This time 12 months ago Wales were preparing to face Italy with realistic expectations that their long wait for a place in the finals of a major tournament was about to come to an end. But a crushing defeat on a balmy Milan evening shifted the automatic place for Euro 2004 towards their hosts and diverted Mark Hughes' men towards a two-legged play-off with Russia.
Cue more heartache and recrimination as a superb defensive operation in Moscow was followed by a risible 1-0 defeat in Cardiff. Wales were once again reduced to the role of bystanders for a major tournament. Saturday's opening 2006 World Cup qualifier in Azerbaijan is the start of the latest attempt to put paid to all the talk about 1958, the last time Wales qualified for a World Cup, and the intervening years of failure. That is motivation enough for Hughes' side but the presence of England in their qualifying group has added a new and exciting dimension to Welsh ambitions.
The last time Wales met England was in 1984 at the Racecourse Ground, Wrexham. It was Hughes' first appearance in his country's colours and he scored the only goal. Next month in Manchester, the former Manchester United striker leads his team into another qualifying series with confidence high.
Hughes, who always regretted not being able to stride the big international stages as a player, took the Euro 2004 setback as hard as any of his squad and it was unclear whether he had the stomach to begin another qualifying attempt. He stayed, appetite renewed, and in a series of friendly matches over the last seven months has repaired morale. Scotland were dispatched 4-0 in February with Robert Earnshaw, who last week joined West Bromwich Albion from Cardiff, posting a hat-trick.
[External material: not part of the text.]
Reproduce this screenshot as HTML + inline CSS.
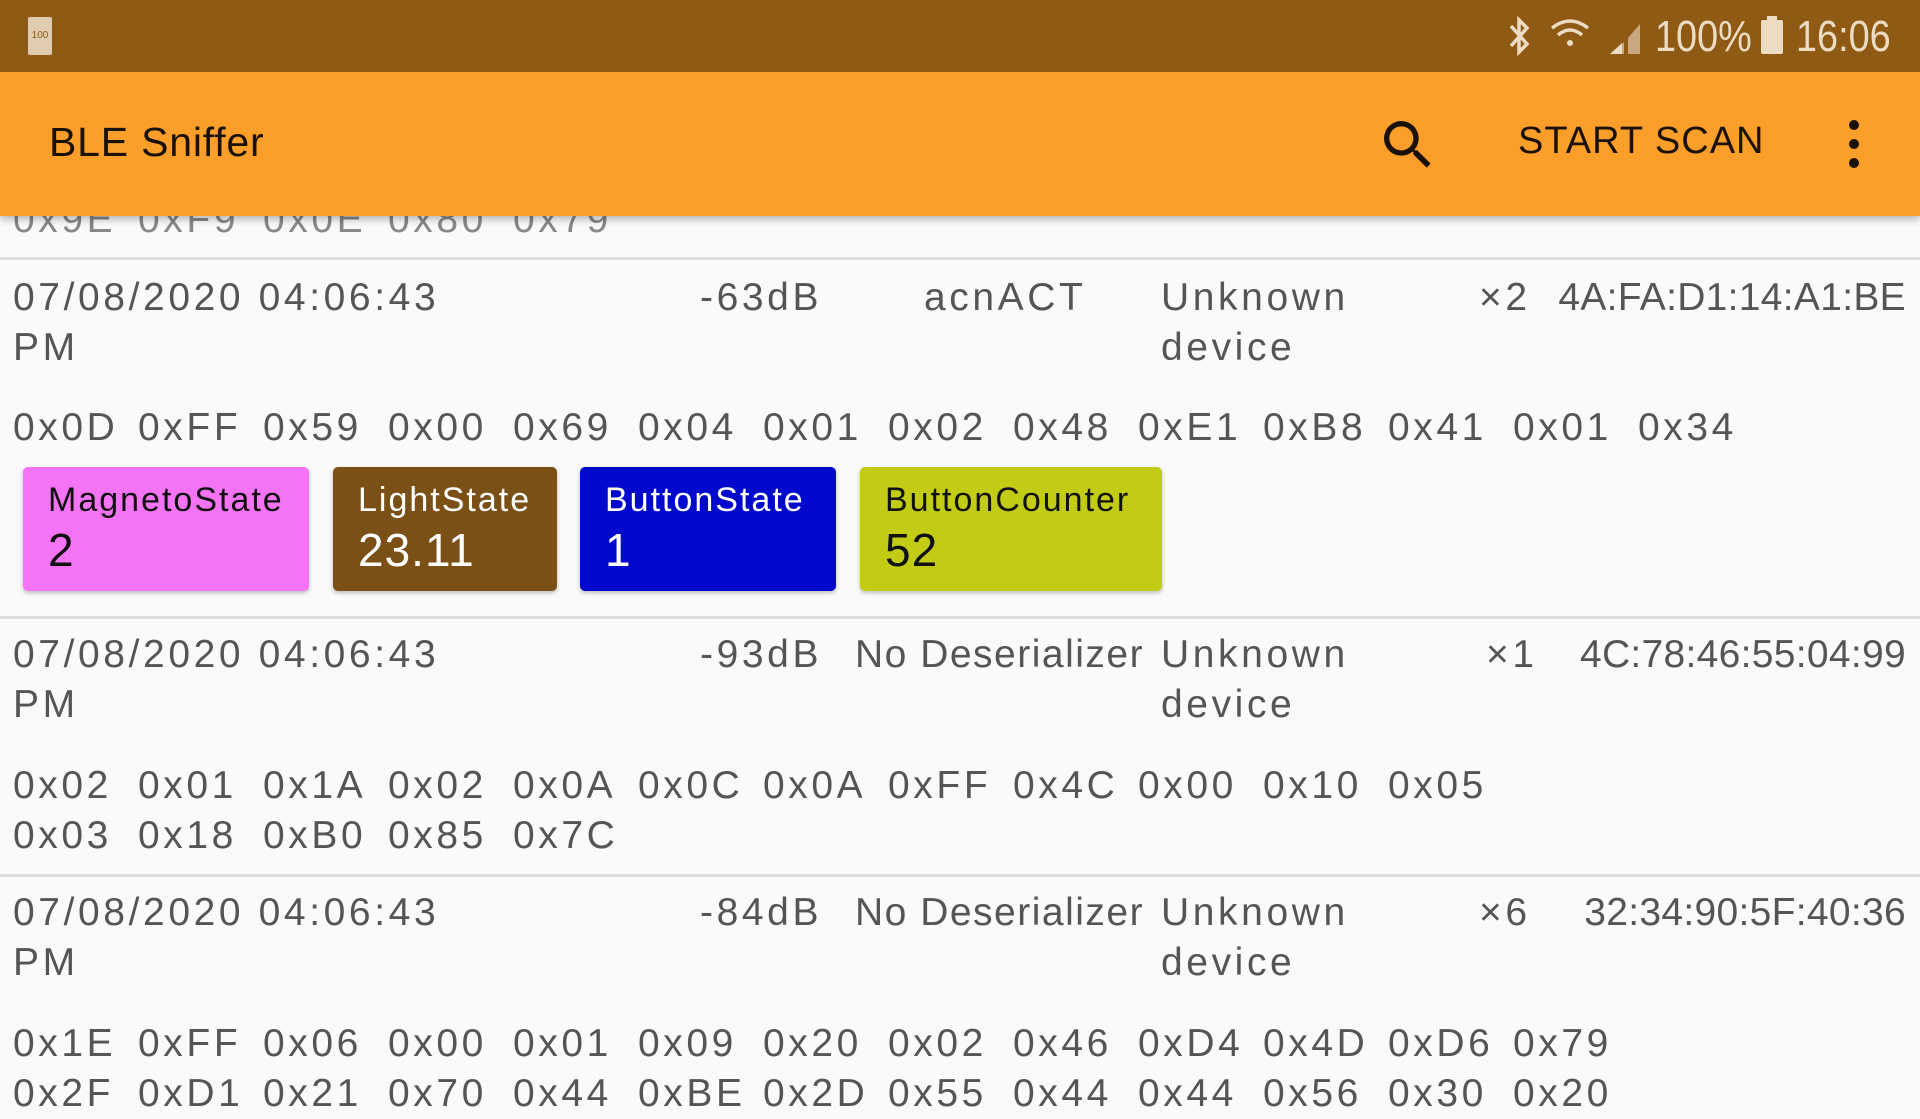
<!DOCTYPE html>
<html><head><meta charset="utf-8"><style>
body{margin:0;width:1920px;height:1080px;overflow:hidden;background:#fafafa;font-family:"Liberation Sans",sans-serif;position:relative}
.a{position:absolute;white-space:nowrap}
.t{font-size:39px;color:#555;line-height:50px;letter-spacing:3.6px}
.mac{letter-spacing:0.3px}
.hx span{display:inline-block;width:125px}
.hr{position:absolute;left:0;width:1920px;height:3px;background:#ddd}
.chip{position:absolute;top:467px;height:124px;border-radius:5px;box-shadow:0 2px 4px rgba(0,0,0,.25)}
.chip .l{position:absolute;left:25px;top:14px;font-size:34px;letter-spacing:2px}
.chip .v{position:absolute;left:25px;top:56px;font-size:46px;letter-spacing:1px}
.sn{font-family:'Liberation Sans Narrow','Liberation Sans',sans-serif;transform:scaleX(.86);transform-origin:left}
</style></head><body>
<div class="a t hx" style="left:13px;top:195px;color:#888"><span>0x9E</span><span>0xF9</span><span>0x0E</span><span>0x80</span><span>0x79</span></div>
<div class="hr" style="top:257px"></div>

<div class="a t" style="left:13px;top:273px">07/08/2020 04:06:43<br>PM</div>
<div class="a t" style="left:700px;top:273px">-63dB</div>
<div class="a t" style="left:924px;top:273px">acnACT</div>
<div class="a t" style="left:1161px;top:273px">Unknown<br>device</div>
<div class="a t" style="left:1479px;top:273px">×2</div>
<div class="a t mac" style="right:14px;top:273px">4A:FA:D1:14:A1:BE</div>
<div class="a t hx" style="left:13px;top:403px"><span>0x0D</span><span>0xFF</span><span>0x59</span><span>0x00</span><span>0x69</span><span>0x04</span><span>0x01</span><span>0x02</span><span>0x48</span><span>0xE1</span><span>0xB8</span><span>0x41</span><span>0x01</span><span>0x34</span></div>
<div class="chip" style="left:23px;width:286px;background:#f573f5;color:#111"><div class="l">MagnetoState</div><div class="v">2</div></div>
<div class="chip" style="left:333px;width:224px;background:#7a5016;color:#fff"><div class="l">LightState</div><div class="v">23.11</div></div>
<div class="chip" style="left:580px;width:256px;background:#0009cc;color:#fff"><div class="l">ButtonState</div><div class="v">1</div></div>
<div class="chip" style="left:860px;width:302px;background:#c2cc14;color:#111"><div class="l">ButtonCounter</div><div class="v">52</div></div>
<div class="hr" style="top:616px"></div>

<div class="a t" style="left:13px;top:630px">07/08/2020 04:06:43<br>PM</div>
<div class="a t" style="left:700px;top:630px">-93dB</div>
<div class="a t" style="left:855px;top:630px;letter-spacing:1.5px">No Deserializer</div>
<div class="a t" style="left:1161px;top:630px">Unknown<br>device</div>
<div class="a t" style="left:1486px;top:630px">×1</div>
<div class="a t mac" style="right:14px;top:630px">4C:78:46:55:04:99</div>
<div class="a t hx" style="left:13px;top:761px"><span>0x02</span><span>0x01</span><span>0x1A</span><span>0x02</span><span>0x0A</span><span>0x0C</span><span>0x0A</span><span>0xFF</span><span>0x4C</span><span>0x00</span><span>0x10</span><span>0x05</span><br><span>0x03</span><span>0x18</span><span>0xB0</span><span>0x85</span><span>0x7C</span></div>
<div class="hr" style="top:874px"></div>

<div class="a t" style="left:13px;top:888px">07/08/2020 04:06:43<br>PM</div>
<div class="a t" style="left:700px;top:888px">-84dB</div>
<div class="a t" style="left:855px;top:888px;letter-spacing:1.5px">No Deserializer</div>
<div class="a t" style="left:1161px;top:888px">Unknown<br>device</div>
<div class="a t" style="left:1479px;top:888px">×6</div>
<div class="a t mac" style="right:14px;top:888px">32:34:90:5F:40:36</div>
<div class="a t hx" style="left:13px;top:1019px"><span>0x1E</span><span>0xFF</span><span>0x06</span><span>0x00</span><span>0x01</span><span>0x09</span><span>0x20</span><span>0x02</span><span>0x46</span><span>0xD4</span><span>0x4D</span><span>0xD6</span><span>0x79</span><br><span>0x2F</span><span>0xD1</span><span>0x21</span><span>0x70</span><span>0x44</span><span>0xBE</span><span>0x2D</span><span>0x55</span><span>0x44</span><span>0x44</span><span>0x56</span><span>0x30</span><span>0x20</span></div>

<!-- app bar -->
<div class="a" style="left:0;top:71px;width:1920px;height:145px;background:#fb9e2a;box-shadow:0 3px 8px rgba(0,0,0,.3)">
 <div class="a" style="left:49px;top:48px;font-size:41px;letter-spacing:.8px;color:#1a1108">BLE Sniffer</div>
 <svg class="a" style="left:1376px;top:42px" width="64" height="64" viewBox="0 0 24 24"><path fill="#1a1108" d="M15.5 14h-.79l-.28-.27A6.47 6.47 0 0 0 16 9.5 6.5 6.5 0 1 0 9.5 16c1.61 0 3.09-.59 4.23-1.57l.27.28v.79l5 4.99L20.49 19l-4.99-5zm-6 0C7.01 14 5 11.99 5 9.5S7.01 5 9.5 5 14 7.01 14 9.5 11.990 14 9.5 14z"/></svg>
 <div class="a" style="left:1518px;top:49px;font-size:38px;letter-spacing:1px;color:#1a1108">START SCAN</div>
 <svg class="a" style="left:1846px;top:48px" width="16" height="50"><circle cx="8" cy="6" r="5" fill="#1a1108"/><circle cx="8" cy="25" r="5" fill="#1a1108"/><circle cx="8" cy="44" r="5" fill="#1a1108"/></svg>
</div>

<!-- status bar -->
<div class="a" style="left:0;top:0;width:1920px;height:72px;background:#8f5a14;color:#ecdcc4">
 <div class="a" style="left:28px;top:17px;width:24px;height:38px;background:#e0ccb0;border-radius:2px;font-size:10px;color:#8f5a14;text-align:center;line-height:38px">100</div>
 <svg class="a" style="left:1505px;top:16px" width="30" height="40" viewBox="0 0 30 40"><path d="M6 10 L22 28 L14 36 L14 4 L22 12 L6 30" fill="none" stroke="#ecdcc4" stroke-width="3.5"/></svg>
 <svg class="a" style="left:1548px;top:16px" width="100" height="40" viewBox="0 0 100 40"><path d="M4 12 Q22 -2 40 12" fill="none" stroke="#ecdcc4" stroke-width="3.5"/><path d="M10 19 Q22 9 34 19" fill="none" stroke="#ecdcc4" stroke-width="3.5"/><circle cx="22" cy="27" r="3" fill="#ecdcc4"/><path d="M64 38 L76 26 L76 38Z M80 22 L92 8 L92 38 L80 38Z" fill="#c9a880"/><path d="M62 38 L74 27 L74 38Z" fill="#ecdcc4"/></svg>
 <div class="a sn" style="left:1655px;top:12px;font-size:44px">100%</div>
 <div class="a" style="left:1761px;top:20px;width:22px;height:34px;background:#ecdcc4;border-radius:2px"></div>
 <div class="a" style="left:1767px;top:16px;width:10px;height:5px;background:#ecdcc4"></div>
 <div class="a sn" style="left:1796px;top:12px;font-size:44px">16:06</div>
</div>
</body></html>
Other notable victories came in Hungary and away to Latvia last month when both John Hartson and Craig Bellamy were on the scoresheet.
Throw in Ryan Giggs, who is suspended for the first two fixtures and will make his return for the England game at Old Trafford on October 9, and Simon Davies, who is working his way back to full fitness, and it is clear that Wales possess attacking resources to stand comparison with England and the other teams in the group Austria, Poland and Northern Ireland.
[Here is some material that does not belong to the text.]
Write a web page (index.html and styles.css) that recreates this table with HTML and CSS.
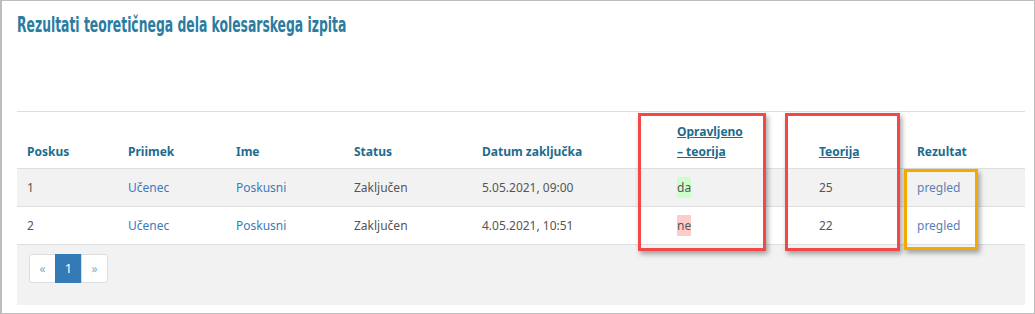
FILE: index.html
```html
<!DOCTYPE html>
<html>
<head>
<meta charset="utf-8">
<link rel="stylesheet" href="styles.css">
</head>
<body>
<div class="frame">
  <h1 class="title"><span class="title-text">Rezultati teoretičnega dela kolesarskega izpita</span></h1>
  <div class="grid-wrap">
    <table class="results">
      <colgroup>
        <col class="c1"><col class="c2"><col class="c3"><col class="c4"><col class="c5"><col class="c6"><col class="c7"><col class="c8">
      </colgroup>
      <thead>
        <tr>
          <th>Poskus</th>
          <th>Priimek</th>
          <th>Ime</th>
          <th>Status</th>
          <th>Datum zaključka</th>
          <th class="sort"><a href="#">Opravljeno<br>– teorija</a></th>
          <th class="sort"><a href="#">Teorija</a></th>
          <th>Rezultat</th>
        </tr>
      </thead>
      <tbody>
        <tr class="odd">
          <td>1</td>
          <td><a href="#">Učenec</a></td>
          <td><a href="#">Poskusni</a></td>
          <td>Zaključen</td>
          <td>5.05.2021, 09:00</td>
          <td><span class="yes">da</span></td>
          <td>25</td>
          <td><a href="#" class="rev">pregled</a></td>
        </tr>
        <tr>
          <td>2</td>
          <td><a href="#">Učenec</a></td>
          <td><a href="#">Poskusni</a></td>
          <td>Zaključen</td>
          <td>4.05.2021, 10:51</td>
          <td><span class="no">ne</span></td>
          <td>22</td>
          <td><a href="#" class="rev">pregled</a></td>
        </tr>
      </tbody>
    </table>
    <div class="footer">
      <ul class="pager">
        <li><span class="pg">«</span></li>
        <li><span class="pg active">1</span></li>
        <li><span class="pg">»</span></li>
      </ul>
    </div>
    <div class="mark red m1"></div>
    <div class="mark red m2"></div>
    <div class="mark orange m3"></div>
  </div>
</div>
</body>
</html>
```

FILE: styles.css
```css
html, body {
  margin: 0;
  padding: 0;
  background: #fff;
}
.frame {
  box-sizing: border-box;
  width: 1035px;
  height: 314px;
  border: 1px solid #bdbdbd;
  border-left-width: 2px;
  padding: 0 9px 0 15px;
  font-family: "Noto Sans", "Open Sans", sans-serif;
  font-size: 12px;
  color: #555;
}
.title {
  margin: 11px 0 0 0;
  height: 26px;
  line-height: 26px;
  font-family: "DejaVu Sans Condensed", "DejaVu Sans", sans-serif;
  font-weight: bold;
  font-size: 21px;
  color: #2b7ca0;
  white-space: nowrap;
}
.title-text {
  display: inline-block;
  transform: scaleX(0.655);
  transform-origin: left center;
}
.grid-wrap {
  position: relative;
  margin-top: 73px;
  border-top: 1px solid #dedede;
}
.results {
  width: 100%;
  border-collapse: collapse;
  table-layout: fixed;
}
.c1 { width: 101px; }
.c2 { width: 108px; }
.c3 { width: 118px; }
.c4 { width: 128px; }
.c5 { width: 195px; }
.c6 { width: 142px; }
.c7 { width: 98px; }
.c8 { width: auto; }
.results th {
  height: 56px;
  box-sizing: border-box;
  padding: 0 10px 6px 10px;
  text-align: left;
  vertical-align: bottom;
  font-weight: bold;
  color: #1d6c8e;
  line-height: 20px;
  border-bottom: 1px solid #dedede;
}
.results th.sort a {
  color: #1d6c8e;
  text-decoration: underline;
}
.results td {
  height: 38px;
  box-sizing: border-box;
  padding: 2px 10px 0 10px;
  border-bottom: 1px solid #dedede;
  vertical-align: middle;
  line-height: 18px;
}
.results tr.odd td { background: #f2f2f2; }
.results td a {
  color: #3a7bb8;
  text-decoration: none;
}
.results td a.rev { color: #5b7fb5; }
.yes {
  background: #ccffcc;
  padding: 2px 0;
}
.no {
  background: #ffcccc;
  padding: 2px 0;
}
.footer {
  background: #f2f2f2;
  height: 60px;
  padding-top: 9px;
  box-sizing: border-box;
}
.pager {
  list-style: none;
  margin: 0 0 0 12px;
  padding: 0;
  display: flex;
}
.pg {
  display: flex;
  align-items: center;
  justify-content: center;
  width: 27px;
  height: 29px;
  box-sizing: border-box;
  background: #fff;
  border: 1px solid #ddd;
  color: #8aa9c9;
  font-size: 12px;
  margin-left: -1px;
}
.pager li:first-child .pg { border-radius: 3px 0 0 3px; margin-left: 0; }
.pager li:last-child .pg { border-radius: 0 3px 3px 0; }
.pg.active {
  background: #337ab7;
  border-color: #337ab7;
  color: #fff;
  font-size: 13px;
}
.mark {
  position: absolute;
  box-sizing: border-box;
  border: 3px solid #f44747;
  box-shadow: 2px 3px 5px rgba(0,0,0,0.35);
}
.mark.orange { border-color: #f5a900; }
.m1 { left: 621px; top: 1px; width: 128px; height: 138px; }
.m2 { left: 768px; top: 1px; width: 115px; height: 138px; }
.m3 { left: 887px; top: 57px; width: 74px; height: 81px; }
```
The absence through injury of Bellamy and Davies and the fact that Hartson was struggling with a back problem contributed hugely to Wales' failure to qualify for Euro 2004. Until Friday, Hughes's preparations for the Azerbaijan match had not been unduly affected by injury. But he has now lost goalkeepers Danny Coyne and Darren Ward plus defender Rob Edwards, although all should be fit for Wednesday's visit of Northern Ireland.
Hughes is also considering realigning his forces to add to their goal threat possibly believing that goal difference will be an important factor in who wins the group. Such a switch would see Bellamy abandoning his right-sided midfield station for his more familiar club position supporting Hartson.
The defence has been strengthened by the addition of Ben Thatcher, who has recovered from illness, and if goalkeeper Paul Jones and centre-half Andy Melville can continue to hold off Father Time it could just be that Wales' time has arrived.